**What is being asked:** Check each line of the records for "with"; collect those that have it.

══ Dataset rows ══

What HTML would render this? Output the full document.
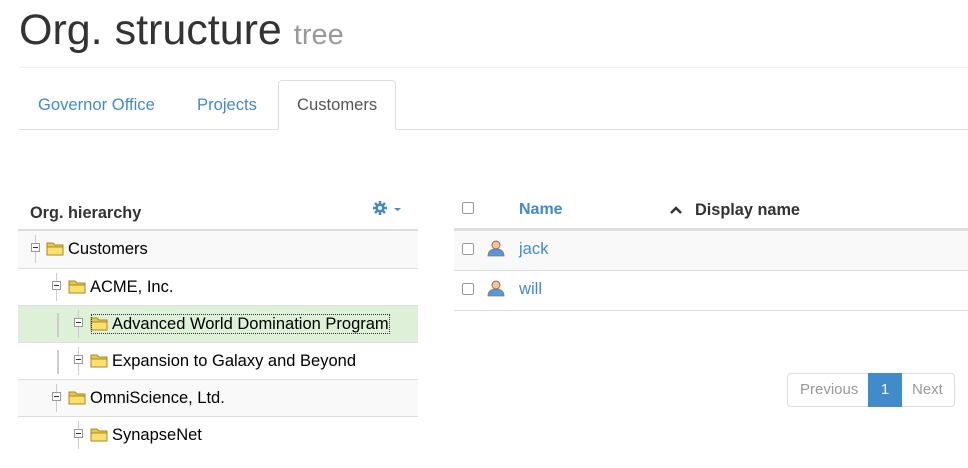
<!DOCTYPE html>
<html><head><meta charset="utf-8"><style>
*{margin:0;padding:0;box-sizing:border-box}
body{width:968px;height:468px;overflow:hidden;background:#fff;font-family:"Liberation Sans",sans-serif;color:#333;position:relative}
.a{position:absolute;white-space:nowrap}
.blue{color:#428bca}
.row{position:absolute;left:18px;width:400px;height:37px;border-top:1px solid #ddd}
.t{position:absolute;top:9px;font-size:16.5px;color:#000}
.mi{position:absolute;top:12px;width:9px;height:9px;border:1px solid #999;background:#fff}
.mi:after{content:"";position:absolute;left:1px;top:3px;width:5px;height:1px;background:#333}
.vl{position:absolute;width:1px;background:#ccc}
.cb{position:absolute;width:12px;height:12px;border:1px solid #999;border-radius:2px;background:#fff}
</style></head><body>
<div class="a" style="left:19px;top:6px;font-size:43px;color:#333">Org. structure <span style="font-size:29px;color:#999">tree</span></div>
<div class="a" style="left:19px;top:67px;width:949px;height:1px;background:#eee"></div>
<div class="a" style="left:19px;top:129px;width:949px;height:1px;background:#ddd"></div>
<div class="a blue" style="left:38px;top:95px;font-size:16.6px">Governor Office</div>
<div class="a blue" style="left:197px;top:95px;font-size:16.6px">Projects</div>
<div class="a" style="left:278px;top:80px;width:118px;height:50px;border:1px solid #ddd;border-bottom:1px solid #fff;border-radius:4px 4px 0 0;background:#fff"></div>
<div class="a" style="left:297px;top:95px;font-size:16.6px;color:#555">Customers</div>

<div class="a" style="left:30px;top:204px;font-size:16.3px;font-weight:bold">Org. hierarchy</div>
<svg class="a" style="left:373px;top:200px" width="30" height="16" viewBox="0 0 30 16"><g fill="#428bca"><circle cx="7" cy="8" r="4.5"/><g stroke="#428bca" stroke-width="2.6"><line x1="7" y1="1" x2="7" y2="15"/><line x1="0" y1="8" x2="14" y2="8"/><line x1="2" y1="3" x2="12" y2="13"/><line x1="12" y1="3" x2="2" y2="13"/></g><circle cx="7" cy="8" r="2" fill="#fff"/><path d="M21 8h7l-3.5 3z"/></g></svg>
<div class="a" style="left:18px;top:229px;width:400px;height:2px;background:#ddd"></div>

<svg width="0" height="0" style="position:absolute"><defs><g id="f"><path d="M1 3h6l2 2h8v10H1z" fill="#e8c84a" stroke="#a88a1c"/><path d="M1 7h16v8H1z" fill="#fbe070" stroke="#a88a1c"/></g></defs></svg>

<div class="row" style="top:231px;background:#f9f9f9;border-top:none"><div class="vl" style="left:17px;top:4px;height:28px"></div><div class="mi" style="left:13px"></div><svg class="a" style="left:28px;top:9px" width="19" height="17"><use href="#f"/></svg><div class="t" style="left:50px">Customers</div></div>
<div class="row" style="top:268px"><div class="vl" style="left:38px;top:4px;height:28px"></div><div class="mi" style="left:34px"></div><svg class="a" style="left:50px;top:9px" width="19" height="17"><use href="#f"/></svg><div class="t" style="left:72px">ACME, Inc.</div></div>
<div class="row" style="top:305px;background:#dff0d8"><div class="vl" style="left:39px;top:7px;height:24px;width:2px"></div><div class="vl" style="left:60px;top:4px;height:28px"></div><div class="mi" style="left:56px"></div><svg class="a" style="left:72px;top:9px" width="19" height="17"><use href="#f"/></svg><div class="t" style="left:73px;padding-left:20px;border:1px dotted #333;line-height:18px;height:20px;top:8px">Advanced World Domination Program</div></div>
<div class="row" style="top:342px"><div class="vl" style="left:39px;top:7px;height:24px;width:2px"></div><div class="vl" style="left:60px;top:4px;height:28px"></div><div class="mi" style="left:56px"></div><svg class="a" style="left:72px;top:9px" width="19" height="17"><use href="#f"/></svg><div class="t" style="left:94px">Expansion to Galaxy and Beyond</div></div>
<div class="row" style="top:379px;background:#f9f9f9"><div class="vl" style="left:38px;top:4px;height:28px"></div><div class="mi" style="left:34px"></div><svg class="a" style="left:50px;top:9px" width="19" height="17"><use href="#f"/></svg><div class="t" style="left:72px">OmniScience, Ltd.</div></div>
<div class="row" style="top:416px"><div class="vl" style="left:60px;top:4px;height:28px"></div><div class="mi" style="left:56px"></div><svg class="a" style="left:72px;top:9px" width="19" height="17"><use href="#f"/></svg><div class="t" style="left:94px">SynapseNet</div></div>

<div class="cb" style="left:462px;top:202px"></div>
<div class="a blue" style="left:519px;top:201px;font-size:16px;font-weight:bold">Name</div>
<svg class="a" style="left:670px;top:206px" width="12" height="9"><path d="M1 7l5-5 5 5" stroke="#333" stroke-width="2.5" fill="none"/></svg>
<div class="a" style="left:695px;top:201px;font-size:16.3px;font-weight:bold">Display name</div>
<div class="a" style="left:454px;top:228px;width:514px;height:3px;background:#ddd"></div>
<div class="a" style="left:454px;top:231px;width:514px;height:39px;background:#f9f9f9"></div>
<div class="a" style="left:454px;top:270px;width:514px;height:1px;background:#ddd"></div>
<div class="a" style="left:454px;top:310px;width:514px;height:1px;background:#ddd"></div>
<svg width="0" height="0" style="position:absolute"><defs><g id="u"><path d="M1 17c0-5 3-7 8-7s8 2 8 7z" fill="#4a9ae8" stroke="#b07030" stroke-width=".8"/><circle cx="9" cy="6" r="4" fill="#f0c8a0" stroke="#8a5a30" stroke-width=".8"/><path d="M5 5c0-3 8-3 8 0l-1-2h-6z" fill="#8a5a30"/></g></defs></svg>
<div class="cb" style="left:462px;top:243px"></div>
<svg class="a" style="left:487px;top:239px" width="18" height="18"><use href="#u"/></svg>
<div class="a blue" style="left:519px;top:239px;font-size:16.6px">jack</div>
<div class="cb" style="left:462px;top:283px"></div>
<svg class="a" style="left:487px;top:279px" width="18" height="18"><use href="#u"/></svg>
<div class="a blue" style="left:519px;top:279px;font-size:16.6px">will</div>

<div class="a" style="left:787px;top:373px;width:168px;height:34px;border:1px solid #ddd;border-radius:4px"></div>
<div class="a" style="left:800px;top:381px;font-size:15px;color:#999">Previous</div>
<div class="a" style="left:868px;top:373px;width:34px;height:34px;background:#428bca;color:#fff;font-size:15px;text-align:center;line-height:34px">1</div>
<div class="a" style="left:912px;top:381px;font-size:15px;color:#999">Next</div>
</body></html>
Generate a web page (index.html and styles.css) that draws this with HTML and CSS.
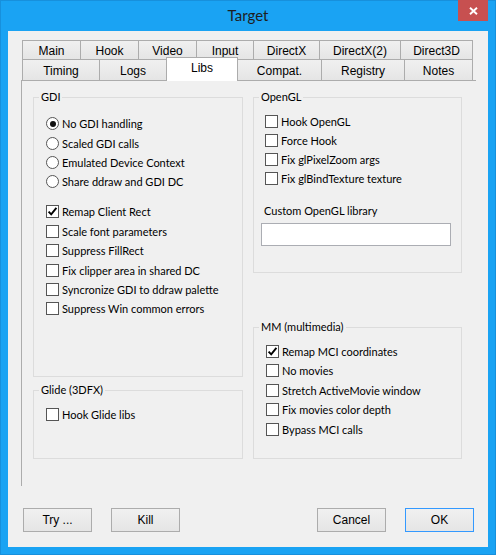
FILE: index.html
```html
<!DOCTYPE html>
<html>
<head>
<meta charset="utf-8">
<title>Target</title>
<link rel="stylesheet" href="styles.css">
</head>
<body>
<div class="window">
  <div class="titlebar">
    <span></span>
    <div class="title">Target</div>
    <div class="close"><svg width="9" height="8" viewBox="0 0 9 8"><path d="M1 0.8 L8 7.2 M8 0.8 L1 7.2" stroke="#fff" stroke-width="1.9" fill="none"/></svg></div>
  </div>
  <div class="client">
    <div class="tabs">
      <div class="tabrow row1">
        <div class="tab">Main</div>
        <div class="tab">Hook</div>
        <div class="tab">Video</div>
        <div class="tab">Input</div>
        <div class="tab">DirectX</div>
        <div class="tab">DirectX(2)</div>
        <div class="tab last">Direct3D</div>
      </div>
      <div class="tabrow row2">
        <div class="tab">Timing</div>
        <div class="tab">Logs</div>
        <div class="tab selected">Libs</div>
        <div class="tab">Compat.</div>
        <div class="tab">Registry</div>
        <div class="tab last">Notes</div>
      </div>
    </div>
    <div class="panel">
      <div class="col">
        <div class="group gdi">
          <div class="gtitle">GDI</div>
          <div class="opts radios">
            <div class="opt"><span class="radio on"></span>No GDI handling</div>
            <div class="opt"><span class="radio"></span>Scaled GDI calls</div>
            <div class="opt"><span class="radio"></span>Emulated Device Context</div>
            <div class="opt"><span class="radio"></span>Share ddraw and GDI DC</div>
          </div>
          <div class="opts checks">
            <div class="opt"><span class="check on"><svg width="11" height="11" viewBox="0 0 11 11"><path d="M1.6 5.6 L4.2 8.4 L9.4 1.8" stroke="#000" stroke-width="1.9" fill="none"/></svg></span>Remap Client Rect</div>
            <div class="opt"><span class="check"></span>Scale font parameters</div>
            <div class="opt"><span class="check"></span>Suppress FillRect</div>
            <div class="opt"><span class="check"></span>Fix clipper area in shared DC</div>
            <div class="opt"><span class="check"></span>Syncronize GDI to ddraw palette</div>
            <div class="opt"><span class="check"></span>Suppress Win common errors</div>
          </div>
        </div>
        <div class="group glide">
          <div class="gtitle">Glide (3DFX)</div>
          <div class="opts">
            <div class="opt"><span class="check"></span>Hook Glide libs</div>
          </div>
        </div>
      </div>
      <div class="col">
        <div class="group opengl">
          <div class="gtitle">OpenGL</div>
          <div class="opts">
            <div class="opt"><span class="check"></span>Hook OpenGL</div>
            <div class="opt"><span class="check"></span>Force Hook</div>
            <div class="opt"><span class="check"></span>Fix glPixelZoom args</div>
            <div class="opt"><span class="check"></span>Fix glBindTexture texture</div>
          </div>
          <div class="flabel">Custom OpenGL library</div>
          <div class="input"></div>
        </div>
        <div class="group mm">
          <div class="gtitle">MM (multimedia)</div>
          <div class="opts">
            <div class="opt"><span class="check on"><svg width="11" height="11" viewBox="0 0 11 11"><path d="M1.6 5.6 L4.2 8.4 L9.4 1.8" stroke="#000" stroke-width="1.9" fill="none"/></svg></span>Remap MCI coordinates</div>
            <div class="opt"><span class="check"></span>No movies</div>
            <div class="opt"><span class="check"></span>Stretch ActiveMovie window</div>
            <div class="opt"><span class="check"></span>Fix movies color depth</div>
            <div class="opt"><span class="check"></span>Bypass MCI calls</div>
          </div>
        </div>
      </div>
    </div>
    <div class="buttons">
      <div class="btn">Try ...</div>
      <div class="btn">Kill</div>
      <div class="btn push">Cancel</div>
      <div class="btn default">OK</div>
    </div>
  </div>
</div>
</body>
</html>
```
FILE: styles.css
```css
html, body {
  margin: 0;
  padding: 0;
}
body {
  width: 496px;
  height: 555px;
  overflow: hidden;
  background: #1aa3f3;
}
.window {
  width: 496px;
  height: 555px;
  box-sizing: border-box;
  background: #1aa3f3;
  box-shadow: inset 0 0 0 1px #1790dc;
}
.titlebar {
  height: 31px;
  display: grid;
  grid-template-columns: 1fr auto 1fr;
}
.title {
  font-family: Lato, "Liberation Sans", sans-serif;
  font-size: 15px;
  line-height: 20px;
  padding-top: 5px;
  color: #1e1e1e;
}
.close {
  justify-self: end;
  width: 30px;
  height: 21px;
  margin-right: 8px;
  background: #c75050;
  display: flex;
  align-items: center;
  justify-content: center;
}
.close svg { display: block; margin-top: 1px; }
.client {
  margin: 0 8px;
  height: 516px;
  box-sizing: border-box;
  background: #f0f0f0;
  padding-top: 9px;
  font-family: Lato, "Liberation Sans", sans-serif;
  font-size: 11px;
  color: #000;
}
.tabs {
  margin-left: 14px;
  width: 451px;
  font-family: "Liberation Sans", Arial, sans-serif;
  font-size: 12px;
}
.tabrow {
  display: grid;
}
.row1 {
  grid-template-columns: 58px 58px 58px 57px 66px 81px 73px;
  grid-template-rows: 19px;
}
.row2 {
  grid-template-columns: 77px 67px 71px 84px 83px 69px;
  grid-template-rows: 21px;
}
.tab {
  margin-right: -1px;
  box-sizing: border-box;
  border: 1px solid #acacac;
  border-bottom: none;
  background: linear-gradient(#f0f0f0, #e5e5e5);
  display: flex;
  align-items: center;
  justify-content: center;
  padding-top: 1px;
}
.tab.last { margin-right: 0; }
.tab.selected {
  position: relative;
  z-index: 2;
  background: #fff;
  height: 24px;
  margin-top: -2px;
  align-self: start;
  align-items: flex-start;
  padding-top: 2px;
  line-height: 16px;
}
.panel {
  margin-left: 13px;
  width: 455px;
  height: 406px;
  box-sizing: border-box;
  border-top: 1px solid #acacac;
  border-left: 1px solid #acacac;
  padding-left: 11px;
  display: grid;
  grid-template-columns: 210px 209px;
  column-gap: 10px;
  align-content: start;
}
.col {
  display: flex;
  flex-direction: column;
  padding-top: 16px;
}
.group {
  box-sizing: border-box;
  border: 1px solid #dcdcdc;
}
.gtitle {
  width: fit-content;
  margin: -9px 0 0 5px;
  padding: 0 2px;
  line-height: 16px;
  background: #f0f0f0;
}
.gdi { height: 280px; padding-left: 12px; }
.glide { height: 69px; margin-top: 13px; padding-left: 12px; }
.opengl { height: 176px; padding-left: 11px; }
.mm { height: 132px; margin-top: 54px; padding-left: 12px; }
.gdi .gtitle, .glide .gtitle, .mm .gtitle { margin-left: -7px; }
.opengl .gtitle { margin-left: -6px; }
.opts { display: flex; flex-direction: column; }
.opt {
  display: flex;
  align-items: center;
  height: 19.4px;
  white-space: nowrap;
}
.gdi .radios { margin-top: 9px; }
.gdi .checks { margin-top: 10.7px; }
.glide .opts { margin-top: 7.3px; }
.opengl .opts { margin-top: 7.15px; }
.opengl .opt { height: 19.1px; }
.mm .opts { margin-top: 6.25px; }
.mm .opt { height: 19.5px; }
.check, .radio {
  flex: none;
  width: 13px;
  height: 13px;
  box-sizing: border-box;
  border: 1px solid #555;
  background: #fff;
  margin-right: 3px;
  display: flex;
  align-items: center;
  justify-content: center;
}
.radio { border-radius: 50%; }
.radio.on::after {
  content: "";
  width: 6px;
  height: 6px;
  border-radius: 50%;
  background: #111;
}
.check svg { display: block; }
.flabel {
  margin-top: 14.15px;
  margin-left: -1px;
  line-height: 16px;
}
.input {
  margin-top: 4.3px;
  margin-left: -4px;
  width: 190px;
  height: 23px;
  box-sizing: border-box;
  border: 1px solid #abadb3;
  background: #fff;
}
.buttons {
  display: flex;
  margin: 22px 14px 0 15px;
  gap: 19px;
  font-family: "Liberation Sans", Arial, sans-serif;
  font-size: 12px;
}
.btn {
  width: 69px;
  height: 24px;
  box-sizing: border-box;
  border: 1px solid #acacac;
  background: linear-gradient(#f0f0f0, #e5e5e5);
  display: flex;
  align-items: center;
  justify-content: center;
}
.btn.push { margin-left: auto; }
.btn.default { border-color: #3399ff; }
```
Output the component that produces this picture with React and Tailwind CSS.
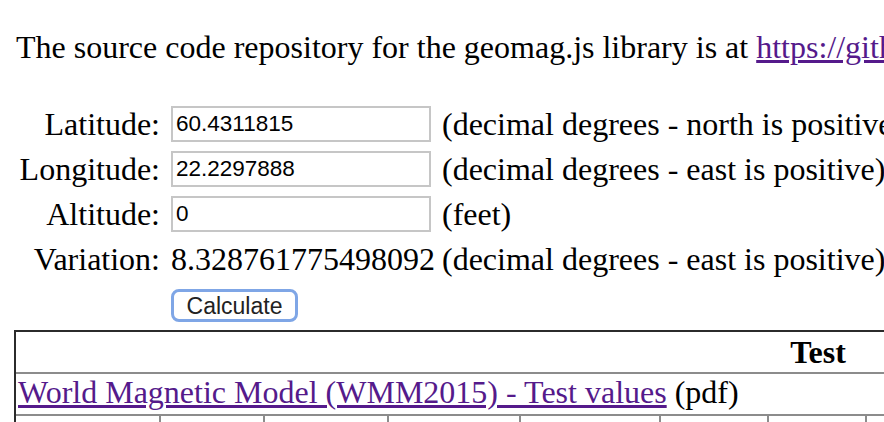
import React from "react";

const serif = { fontFamily: '"Liberation Serif", "Times New Roman", serif' };

function Row({ label, children, desc }) {
  return (
    <>
      <div className="text-right whitespace-nowrap">{label}</div>
      <div className="whitespace-nowrap">{children}</div>
      <div className="whitespace-nowrap">{desc}</div>
    </>
  );
}

function Input({ value }) {
  return (
    <div className="h-[36px] w-[260px] border-2 border-[#c6c6c6] bg-white pl-[3px] flex items-center text-[22.5px] text-black font-['Liberation_Sans',Arial,sans-serif]">
      {value}
    </div>
  );
}

export default function App() {
  const cols = [143, 104, 124, 132, 140, 108, 98, 120, 120, 120, 120, 120, 150];
  return (
    <div
      className="h-screen w-full overflow-hidden bg-white text-black text-[32px] leading-[36px]"
      style={serif}
    >
      <div className="pl-[16px]">
        <p className="mt-[29px] h-[36px] whitespace-nowrap">
          The source code repository for the geomag.js library is at{" "}
          <span className="underline text-[#551a8b]">https://github.com/cmweiss/geomag</span>
        </p>

        <div className="mt-[36px] grid grid-cols-[144px_260px_1fr] gap-x-[11px] grid-rows-[45px_45px_45px_45px_49px] items-center">
          <Row label="Latitude:" desc="(decimal degrees - north is positive)">
            <Input value="60.4311815" />
          </Row>
          <Row label="Longitude:" desc="(decimal degrees - east is positive)">
            <Input value="22.2297888" />
          </Row>
          <Row label="Altitude:" desc="(feet)">
            <Input value="0" />
          </Row>
          <Row label="Variation:" desc="(decimal degrees - east is positive)">
            <span>8.328761775498092</span>
          </Row>
          <div />
          <div>
            <button className="h-[33px] w-[127px] rounded-[8px] border-[3px] border-[#7fa6e6] bg-white text-[23px] leading-[26px] text-[#222] font-['Liberation_Sans',Arial,sans-serif] flex items-center justify-center">
              Calculate
            </button>
          </div>
          <div />
        </div>

        <div className="ml-[-2px] w-[1606px] border-t-2 border-l-2 border-[#2b2b2b]">
          <div className="h-[40px] flex items-center justify-center font-bold">Test</div>
          <div className="h-[2px] bg-[#8c8c8c]" />
          <div className="h-[40px] pl-[2px] whitespace-nowrap">
            <span className="underline text-[#551a8b]">
              World Magnetic Model (WMM2015) - Test values
            </span>{" "}
            (pdf)
          </div>
          <div className="h-[2px] bg-[#8c8c8c]" />
          <div className="flex h-[40px]">
            {cols.map((w, i) => (
              <div
                key={i}
                className={i === 0 ? "h-full shrink-0" : "h-full shrink-0 border-l-2 border-[#8c8c8c]"}
                style={{ width: w }}
              />
            ))}
          </div>
        </div>
      </div>
    </div>
  );
}
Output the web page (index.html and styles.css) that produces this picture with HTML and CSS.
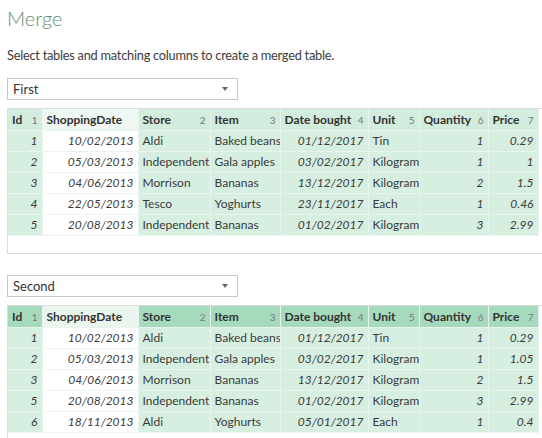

═══

**Finished answer:**
Generate a web page (index.html and styles.css) that draws this with HTML and CSS.
Output the component that produces this picture with React and Tailwind CSS.
Output the web page (index.html and styles.css) that produces this picture with HTML and CSS.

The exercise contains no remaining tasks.